There are a lot of much more personal, not-for-sharing goals I have (that’s what therapy is for, right?), but I feel like for the first time, I can look back and see real progress in the year behind me. Which makes it a lot easier to feel positive about the year ahead.
The Feminists
I get very frustrated when people talk about The Feminists. As in, “The Feminists are so riled up about this,” or “The Feminists are totally overreacting about that.” Most recently, someone I follow on the internet wrote about how The Feminists are ridiculous for being up-in-arms about Stephen Fry’s comments on the disparity between the sex drives of men and women. Her words generally revolved around how dumb The Feminists are for getting our panties in a bunch and duh, of course men and women have different sex drives, here is all her anecdotal evidence about that, also Stephen Fry is a COMEDIAN people so we need to just chillax.
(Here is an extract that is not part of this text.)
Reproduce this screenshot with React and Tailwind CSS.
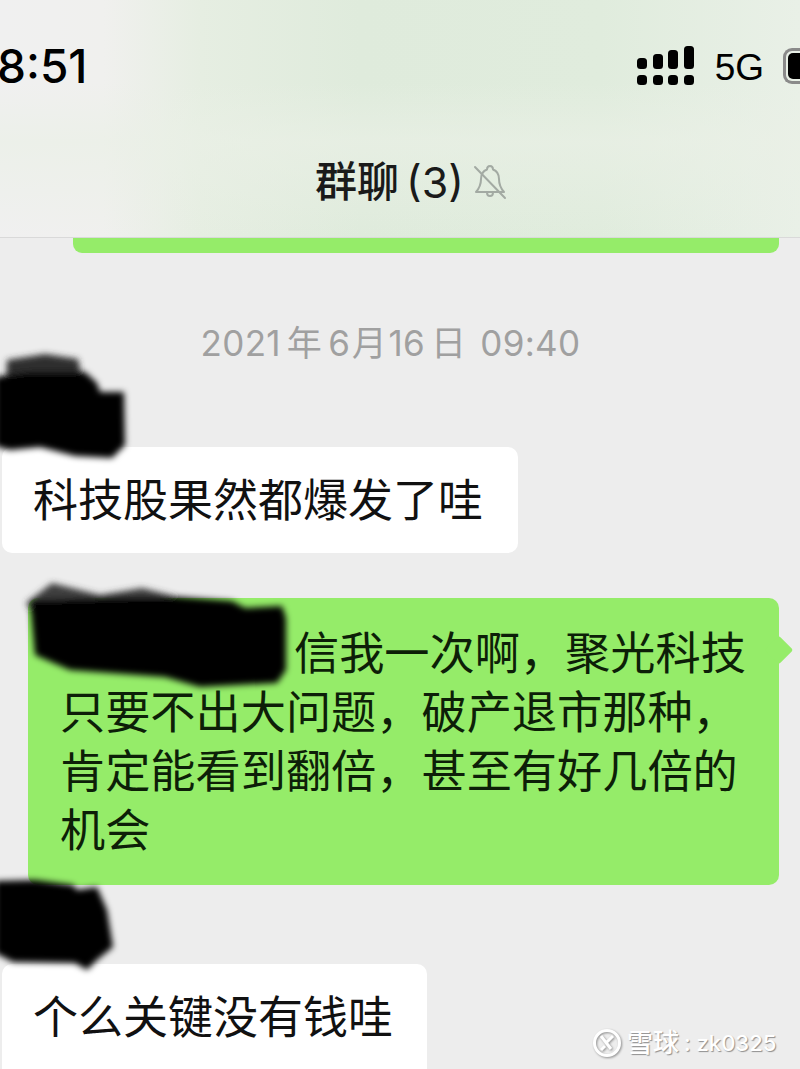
const cjk = "font-['Inter','Noto_Sans_CJK_SC',sans-serif]";

function SignalIcon() {
  return (
    <svg width="58" height="40" viewBox="0 0 58 40" fill="#000">
      <rect x="0" y="12" width="10" height="11" rx="3.5" />
      <rect x="16" y="8" width="10" height="15" rx="3.5" />
      <rect x="31" y="4" width="10" height="19" rx="3.5" />
      <rect x="47" y="0" width="10" height="23" rx="3.5" />
      <rect x="0" y="29" width="10" height="10" rx="3.5" />
      <rect x="16" y="29" width="10" height="10" rx="3.5" />
      <rect x="31" y="29" width="10" height="10" rx="3.5" />
      <rect x="47" y="29" width="10" height="10" rx="3.5" />
    </svg>
  );
}

function MutedBell() {
  return (
    <svg width="34" height="36" viewBox="0 0 34 36" fill="none" stroke="#a3aaa3" strokeWidth="2" strokeLinecap="round" strokeLinejoin="round">
      <path d="M14 5.5c0-2 1.2-3.5 3-3.5s3 1.500 3 3.500c4 1.500 6 5 6 9.500 0 6 1.500 9 5 13H3c3.500-4 5-7 5-13 0-4.500 2-8 6-9.500z" />
      <path d="M14 28.500c0 2 1.300 3.500 3 3.500s3-1.500 3-3.500" />
      <path d="M2 3l30 31" />
    </svg>
  );
}

function Scribbles() {
  return (
    <svg className="absolute inset-0 pointer-events-none" width="800" height="1069" viewBox="0 0 800 1069">
      <defs>
        <filter id="soft" x="-10%" y="-10%" width="120%" height="120%">
          <feGaussianBlur stdDeviation="3" />
        </filter>
      </defs>
      <g filter="url(#soft)">
        <path fill="#2e2e2e" d="M7 360 L45 354 L78 359 L82 378 L40 385 L6 385 Z" />
        <path fill="#050505" d="M-5 377 L30 372 L85 372 L97 383 L100 392 L124 392 L125 445 L112 458 L75 456 L40 447 L10 450 L-5 446 Z" />
        <path fill="#3c3c3c" d="M26 603 L52 583 L100 595 L142 588 L190 600 L150 615 L40 625 Z" />
        <path fill="#050505" d="M30 600 L130 597 L180 597 L232 601 L245 608 L282 606 L286 618 L286 670 L277 683 L200 687 L165 677 L70 670 L35 655 Z" />
        <path fill="#050505" d="M-5 881 L35 880 L73 885 L77 890 L97 887 L107 910 L113 947 L97 960 L87 970 L75 963 L13 962 L-5 953 Z" />
      </g>
    </svg>
  );
}

export default function App() {
  return (
    <div className={`relative w-[800px] h-[1069px] overflow-hidden bg-[#ededed] text-black ${cjk}`}>
      {/* header */}
      <header className="h-[238px] border-b border-[#d9d9d9] bg-[linear-gradient(180deg,transparent_35%,#eaf0e6aa_60%,transparent_100%),linear-gradient(90deg,#f0f0f0_0%,#f0f0ee_13%,#e6eee2_25%,#dfebdc_45%,#e0ecdd_75%,#e9f0e7_100%)]">
        <div className="flex items-start h-[160px] pt-[46px]">
          <div className="-ml-[3px] mt-[-2px] text-[46px] leading-[44px] font-medium">8:51</div>
          <div className="ml-auto -mr-[13px] flex items-start">
            <SignalIcon />
            <div className="ml-[20px] mt-[2px] text-[37px] leading-[40px] font-['Liberation_Sans',sans-serif]">5G</div>
            <div className="ml-[19px] mt-[2px] w-[30px] h-[36px] rounded-l-[9px] border-[3px] border-r-0 border-[#8a8a8a] p-[2px] pr-0">
              <div className="w-full h-full rounded-l-[5px] bg-black" />
            </div>
          </div>
        </div>
        <div className="flex items-center h-[44px] pl-[315px] text-[#1a1a1a]">
          <span className="text-[42px] leading-[44px] font-medium">群聊</span>
          <span className="ml-[7px] text-[43px] leading-[44px]">(3)</span>
          <span className="ml-[9px]"><MutedBell /></span>
        </div>
      </header>

      {/* last bubble of the previous message */}
      <div className="ml-[73px] w-[706px] h-[15px] rounded-b-[9px] bg-[#95ec69]" />

      <div className="mt-[66px] pr-[19px] text-center text-[35px] leading-[48px] text-[#a0a0a0] tracking-[0.3px]">
        2021<span className="mx-[6px]">年</span>6<span className="mx-[1.5px]">月</span>16<span className="ml-[6px] mr-[14px]">日</span>09:40
      </div>

      <div className="mt-[80px] ml-[2px] w-[516px] h-[106px] flex items-center pl-[31px] rounded-[10px] bg-white text-[45px] leading-[59px] text-[#111]">
        科技股果然都爆发了哇
      </div>

      <div className="relative mt-[45px] ml-[28px] w-[751px] h-[287px] rounded-[10px] bg-[#95ec69] pl-[32px] pt-[26px] text-[45.2px] leading-[59px] text-[#0d1f08]">
        <div className="whitespace-nowrap"><span className="inline-block w-[234px]" />信我一次啊，聚光科技</div>
        <div className="whitespace-nowrap">只要不出大问题，破产退市那种，</div>
        <div className="whitespace-nowrap">肯定能看到翻倍，甚至有好几倍的</div>
        <div className="whitespace-nowrap">机会</div>
        <div className="absolute right-[-10px] top-[42px] w-[20px] h-[20px] rotate-45 rounded-[2px] bg-[#95ec69]" />
      </div>

      <div className="mt-[79px] ml-[2px] w-[425px] h-[140px] pt-[24px] pl-[31px] rounded-[10px] bg-white text-[45px] leading-[59px] text-[#111]">
        个么关键没有钱哇
      </div>

      <Scribbles />

      {/* watermark */}
      <div className="absolute left-[592px] top-[1026px] flex items-center text-white [text-shadow:1px_1px_1px_#8f8f8f]">
        <svg width="30" height="30" viewBox="0 0 30 30" fill="none" stroke="#fff" strokeWidth="3" className="drop-shadow-[1px_1px_1px_#8f8f8f]">
          <circle cx="15" cy="15" r="12.500" />
          <path d="M9 8l10 13M21 8l-7 7M9 22l4-4" />
        </svg>
        <span className="ml-[5px] text-[26px] leading-[34px] font-medium">雪球</span>
        <span className="ml-[5px] text-[22px] leading-[34px] font-medium">: zk0325</span>
      </div>
    </div>
  );
}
You know what? Sometimes I agree that people get way too aggravated about throw-away comments and remarks. Big deals are made of things that don’t necessarily have to be big deals. In our 24-hours news world and commenting, re-tweeting, tumblr-ing culture, anger and offense tend to be blown out of proportion. It can easily seem like The Feminists are all hanging out in our woman clubhouses and creating placards for our next protest against Stephen Fry’s comments on why women don’t go cruising. But for reals, there is no such thing as The Feminists.
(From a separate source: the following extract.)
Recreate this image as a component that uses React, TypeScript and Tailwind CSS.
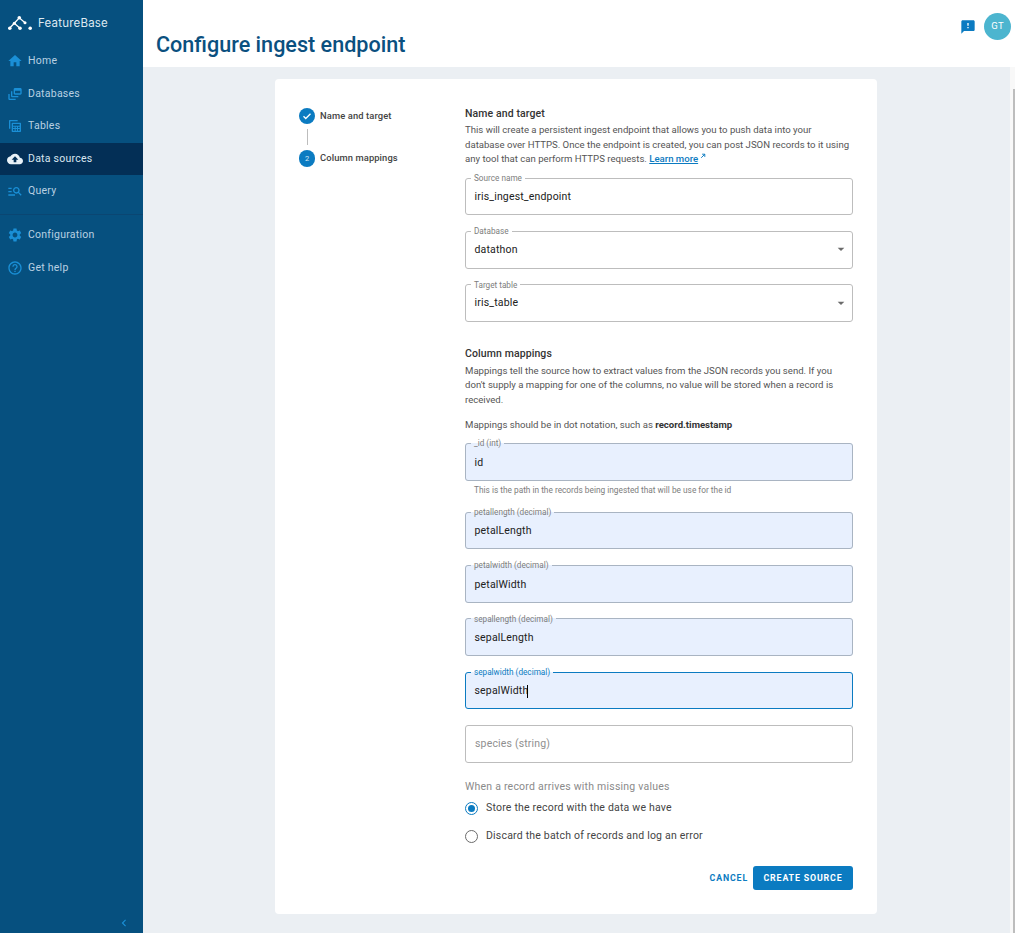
import React from "react";

const P = ({ d, className = "" }: { d: string; className?: string }) => (
  <svg viewBox="0 0 24 24" className={className} fill="currentColor"><path d={d} /></svg>
);

const icons = {
  home: "M10 20v-6h4v6h5v-8h3L12 3 2 12h3v8z",
  db: "M8 8H6v7c0 1.1.9 2 2 2h9v-2H8V8z M20 3h-8c-1.1 0-2 .9-2 2v6c0 1.1.9 2 2 2h8c1.1 0 2-.9 2-2V5c0-1.1-.9-2-2-2zm0 8h-8V7h8v4z M4 12H2v7c0 1.1.9 2 2 2h9v-2H4v-7z",
  table: "M4 3h12v2H5v11H3V4c0-.55.45-1 1-1z M8 7h12c.55 0 1 .45 1 1v12c0 .55-.45 1-1 1H8c-.55 0-1-.45-1-1V8c0-.55.45-1 1-1zm1 2v2.5h10V9H9zm0 4v2h2.5v-2H9zm4 0v2h2v-2h-2zm3.5 0v2H19v-2h-2.5zM9 16.5V19h2.5v-2.5H9zm4 0V19h2v-2.5h-2zm3.5 0V19H19v-2.5h-2.5z",
  cloud: "M19.35 10.04C18.67 6.59 15.64 4 12 4 9.11 4 6.6 5.64 5.35 8.04 2.34 8.36 0 10.91 0 14c0 3.31 2.69 6 6 6h13c2.76 0 5-2.24 5-5 0-2.64-2.05-4.78-4.65-4.96zM14 13v4h-4v-4H7l5-5 5 5h-3z",
  query: "M7 9H2V7h5v2zm0 3H2v2h5v-2zm13.59 7l-3.83-3.83c-.8.52-1.74.83-2.76.83-2.76 0-5-2.24-5-5s2.24-5 5-5 5 2.24 5 5c0 1.02-.31 1.96-.83 2.75L22 17.59 20.59 19zM17 11c0-1.65-1.35-3-3-3s-3 1.35-3 3 1.35 3 3 3 3-1.35 3-3zM2 19h10v-2H2v2z",
  gear: "M19.14 12.94c.04-.3.06-.61.06-.94 0-.32-.02-.64-.07-.94l2.03-1.58c.18-.14.23-.41.12-.61l-1.92-3.32c-.12-.22-.37-.29-.59-.22l-2.39.96c-.5-.38-1.03-.7-1.62-.94l-.36-2.54c-.04-.24-.24-.41-.48-.41h-3.84c-.24 0-.43.17-.47.41l-.36 2.54c-.59.24-1.13.57-1.62.94l-2.39-.96c-.22-.08-.47 0-.59.22L2.74 8.87c-.12.21-.08.47.12.61l2.03 1.58c-.05.3-.09.63-.09.94s.02.64.07.94l-2.03 1.58c-.18.14-.23.41-.12.61l1.92 3.32c.12.22.37.29.59.22l2.39-.96c.5.38 1.03.7 1.62.94l.36 2.54c.05.24.24.41.48.41h3.84c.24 0 .44-.17.47-.41l.36-2.54c.59-.24 1.13-.56 1.62-.94l2.39.96c.22.08.47 0 .59-.22l1.92-3.32c.12-.22.07-.47-.12-.61l-2.01-1.58zM12 15.6c-1.98 0-3.6-1.62-3.6-3.6s1.62-3.6 3.6-3.6 3.6 1.62 3.6 3.6-1.62 3.6-3.6 3.6z",
  help: "M11 18h2v-2h-2v2zm1-16C6.48 2 2 6.48 2 12s4.48 10 10 10 10-4.48 10-10S17.52 2 12 2zm0 18c-4.41 0-8-3.59-8-8s3.59-8 8-8 8 3.59 8 8-3.59 8-8 8zm0-14c-2.21 0-4 1.79-4 4h2c0-1.1.9-2 2-2s2 .9 2 2c0 2-3 1.75-3 5h2c0-2.25 3-2.5 3-5 0-2.21-1.79-4-4-4z",
  feedback: "M20 2H4c-1.1 0-1.99.9-1.99 2L2 22l4-4h14c1.1 0 2-.9 2-2V4c0-1.1-.9-2-2-2zm-7 12h-2v-2h2v2zm0-4h-2V6h2v4z",
};

function NavItem({ icon, label, active, className = "" }: { icon: string; label: string; active?: boolean; className?: string }) {
  return (
    <div className={`flex h-[32.5px] items-center pl-[7px] ${active ? "bg-[#032f56]" : ""} ${className}`}>
      <P d={icon} className={`h-[16px] w-[16px] shrink-0 ${active ? "text-[#e8f1f8]" : "text-[#1a8fd6]"}`} />
      <span className={`ml-[5px] text-[10.5px] tracking-[0.25px] ${active ? "text-[#d9e6f0]" : "text-[#b9d0e2]"}`}>{label}</span>
    </div>
  );
}

function Field({
  label,
  value,
  filled,
  focused,
  select,
  className = "",
}: {
  label: string;
  value: string;
  filled?: boolean;
  focused?: boolean;
  select?: boolean;
  className?: string;
}) {
  return (
    <fieldset
      className={`relative h-[40.3px] rounded-[3px] border px-[5px] ${filled ? "bg-[#e8f0fe]" : "bg-white"} ${
        focused ? "border-[#0b7bc1]" : filled ? "border-[#a9b4c2]" : "border-[#bdbdbd]"
      } ${className}`}
    >
      <legend className={`ml-0 px-[3px] text-[8.2px] leading-[6px] ${focused ? "text-[#0b7bc1]" : "text-[#7d7d7d]"}`}>{label}</legend>
      <div className={`flex h-[35px] items-center pl-[3.5px] text-[10.5px] tracking-[0.17px] text-[#212121] ${filled ? "pb-[3px]" : "pb-[4px]"}`}>
        {value}
        {focused && <span className="ml-[-1px] h-[13px] w-px bg-black" />}
      </div>
      {select && (
        <svg viewBox="0 0 24 24" className="absolute right-[3px] top-[7px] h-[16px] w-[16px] text-[#6b6b6b]" fill="currentColor">
          <path d="M7 10l5 5 5-5z" />
        </svg>
      )}
    </fieldset>
  );
}

function Radio({ label, checked }: { label: string; checked?: boolean }) {
  return (
    <div className="flex h-[28px] items-center">
      <span className={`flex h-[13px] w-[13px] items-center justify-center rounded-full border-[1.5px] ${checked ? "border-[#0b7bc1]" : "border-[#6b6b6b]"}`}>
        {checked && <span className="h-[7px] w-[7px] rounded-full bg-[#0b7bc1]" />}
      </span>
      <span className="ml-[8px] text-[10.5px] tracking-[0.2px] text-[#444]">{label}</span>
    </div>
  );
}

export default function App() {
  return (
    <div className="flex h-[933px] w-[1015px] overflow-hidden bg-white font-['Roboto',sans-serif]">
      <aside className="flex h-full w-[143px] shrink-0 flex-col bg-[#06507f]">
        <div className="flex h-[45px] items-center pl-[8px] pt-[1px]">
          <svg viewBox="0 0 24 14" className="h-[14px] w-[24px]" fill="none">
            <path d="M1.5 12.3L6.3 7.3L11.3 1.8L17 6.7M6.3 7.3L12 12.3" stroke="#fff" strokeWidth="1.3" />
            <circle cx="1.8" cy="12.2" r="1.8" fill="#fff" />
            <circle cx="6.3" cy="7.3" r="1.5" fill="#fff" />
            <circle cx="11.3" cy="1.8" r="1.8" fill="#fff" />
            <circle cx="12" cy="12.2" r="1.8" fill="#fff" />
            <circle cx="17" cy="6.7" r="1.5" fill="#fff" />
            <circle cx="22.2" cy="12.2" r="1.8" fill="#fff" />
          </svg>
          <span className="ml-[6px] mt-[1px] text-[11.5px] tracking-[0.2px] text-[#dfe9f1] font-['Inter',sans-serif]">FeatureBase</span>
        </div>
        <NavItem icon={icons.home} label="Home" />
        <NavItem icon={icons.db} label="Databases" />
        <NavItem icon={icons.table} label="Tables" />
        <NavItem icon={icons.cloud} label="Data sources" active />
        <NavItem icon={icons.query} label="Query" />
        <div className="mt-[6px] mb-[4px] h-px bg-[#0a4672]" />
        <NavItem icon={icons.gear} label="Configuration" />
        <NavItem icon={icons.help} label="Get help" className="mt-[0.5px]" />
        <div className="mt-auto flex justify-end pb-[3px] pr-[12px]">
          <svg viewBox="0 0 24 24" className="h-[14px] w-[14px] text-[#1a8fd6]" fill="currentColor">
            <path d="M15.41 7.41L14 6l-6 6 6 6 1.41-1.41L10.83 12z" />
          </svg>
        </div>
      </aside>

      <main className="flex min-w-0 flex-1 flex-col">
        <header className="flex h-[67px] shrink-0 items-start justify-between pl-[13px] pr-[4px]">
          <h1 className="mt-[32px] text-[21.6px] font-medium leading-[26px] text-[#0b507f]">Configure ingest endpoint</h1>
          <div className="mt-[13px] flex items-center gap-[8px]">
            <P d={icons.feedback} className="h-[16px] w-[16px] text-[#0b7bc1]" />
            <div className="flex h-[27px] w-[27px] items-center justify-center rounded-full bg-[#4cb5cf] text-[9.5px] tracking-[0.3px] text-white">GT</div>
          </div>
        </header>

        <div className="flex min-h-0 flex-1 bg-[#ebeff3]">
          <div className="flex min-w-0 flex-1 pl-[132px] pt-[12px]">
            <section className="flex h-[835px] w-[602px] rounded-[4px] bg-white pl-[24px] pt-[29px]">
              <div className="w-[166px] shrink-0">
                <div className="flex items-center">
                  <span className="flex h-[16px] w-[16px] items-center justify-center rounded-full bg-[#0b7bc1]">
                    <svg viewBox="0 0 24 24" className="h-[12px] w-[12px]" fill="none" stroke="#fff" strokeWidth="2.6">
                      <path d="M5 12.5l4.5 4.5L19 7.5" />
                    </svg>
                  </span>
                  <span className="ml-[5px] text-[9.4px] font-medium tracking-[0.1px] text-[#444]">Name and target</span>
                </div>
                <div className="ml-[8px] my-[5px] h-[16px] w-px bg-[#bdbdbd]" />
                <div className="flex items-center">
                  <span className="flex h-[17px] w-[16px] items-center justify-center rounded-full bg-[#0b7bc1] text-[7.5px] text-[#d7e9f6]">2</span>
                  <span className="ml-[5px] mt-[-1px] text-[9.4px] font-medium tracking-[0.1px] text-[#444]">Column mappings</span>
                </div>
              </div>

              <div className="w-[388px] shrink-0">
                <h2 className="mt-[-1px] text-[10.5px] font-medium leading-[14px] tracking-[0.1px] text-[#333]">Name and target</h2>
                <p className="mt-[2px] text-[9.6px] leading-[14.5px] text-[#555]">
                  This will create a persistent ingest endpoint that allows you to push data into your database over HTTPS. Once the endpoint is created, you can post JSON records to it using any tool that can perform HTTPS requests.{" "}
                  <span className="font-medium text-[#0b7bc1] underline">Learn more</span>
                  <svg viewBox="0 0 10 10" className="ml-[2px] inline h-[6px] w-[6px] align-[3px] text-[#0b7bc1]" fill="none" stroke="currentColor" strokeWidth="1.6"><path d="M2 8L8 2M3.5 2H8v4.5" /></svg>
                </p>

                <Field className="mt-[8.5px]" label="Source name" value="iris_ingest_endpoint" />
                <Field className="mt-[13px]" label="Database" value="datathon" select />
                <Field className="mt-[13px]" label="Target table" value="iris_table" select />

                <h2 className="mt-[25px] text-[10.5px] font-medium leading-[14px] tracking-[0.1px] text-[#333]">Column mappings</h2>
                <p className="mt-[3px] text-[9.6px] leading-[14.5px] text-[#555]">
                  Mappings tell the source how to extract values from the JSON records you send. If you don't supply a mapping for one of the columns, no value will be stored when a record is received.
                </p>
                <p className="mt-[10.5px] text-[9.6px] leading-[14.5px] text-[#555]">
                  Mappings should be in dot notation, such as <b className="font-bold text-[#333]">record.timestamp</b>
                </p>

                <Field className="mt-[8px]" label="_id (int)" value="id" filled />
                <p className="mt-[4.5px] pl-[9px] text-[8.3px] leading-[10px] text-[#7d7d7d]">This is the path in the records being ingested that will be use for the id</p>
                <Field className="mt-[14px]" label="petallength (decimal)" value="petalLength" filled />
                <Field className="mt-[13px]" label="petalwidth (decimal)" value="petalWidth" filled />
                <Field className="mt-[13px]" label="sepallength (decimal)" value="sepalLength" filled />
                <Field className="mt-[13px]" label="sepalwidth (decimal)" value="sepalWidth" filled focused />

                <div className="mt-[16px] flex h-[37.3px] items-center rounded-[3px] border border-[#bdbdbd] bg-white pl-[9px] pb-[1px] text-[10.5px] tracking-[0.17px] text-[#8f8f8f]">species (string)</div>

                <p className="mt-[17.5px] text-[10.5px] leading-[14px] tracking-[0.22px] text-[#8a8a8a]">When a record arrives with missing values</p>
                <Radio label="Store the record with the data we have" checked />
                <Radio label="Discard the batch of records and log an error" />

                <div className="mt-[16px] flex items-center justify-end">
                  <span className="mr-[5px] text-[8.8px] font-bold tracking-[0.85px] text-[#0b7bc1]">CANCEL</span>
                  <button className="h-[24px] w-[100px] rounded-[3px] bg-[#0b7bc1] text-[8.8px] font-bold tracking-[0.85px] text-white">CREATE SOURCE</button>
                </div>
              </div>
            </section>
          </div>
          <div className="flex w-[5px] shrink-0 justify-end bg-[#f8f8f8] pt-[22px]">
            <div className="w-[2px] bg-[#bdbdbd]" />
          </div>
        </div>
      </main>
    </div>
  );
}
Yeah, I’m sorry to break it to you, but we do not have a cabal. There is no party line. There is, in fact, great disagreement among people who all identify as feminist. When a person makes an argument that is feminist, he/she is not speaking for The Feminists. And when you answer back by talking about how The Feminist Are Getting Pissed Again, those silly ladies, you are actively refusing to engage in dialogue, ignoring the statements and points that that person made. It’s belittling, and not at all constructive, and pretty much proves the point of why we still need feminism.
Constructive, compassionate dialogue involves hearing what the person you’re engaging with is saying, and I understand that people don’t really like to do that on the internet. Which is so sad, because damn, there is so much potential for meaningful communication in this tool. In order to hear what the person you are talking to is saying, you first have to acknowledge that a person is saying it, not a monolithic group of people. And that, frankly, is the only undisputed goal of feminism: To recognize that all people are people, individual and eccentric and each with our own desires, habits, thoughts, and needs. All men don’t cruise, all women don’t yearn for romantic love, all gay people don’t like the same kind of sex, and all feminists don’t hate Stephen Fry or think he’s a horrible misogynist. All feminists do not think the same; it’s not like we’re programmed, for the love of god. And all feminism is really about is wanting you to recognize and engage with each individual you encounter as an individual, without letting your preconceived ideas about how they think or what their gender (or race or class or background) says about them interfering with that.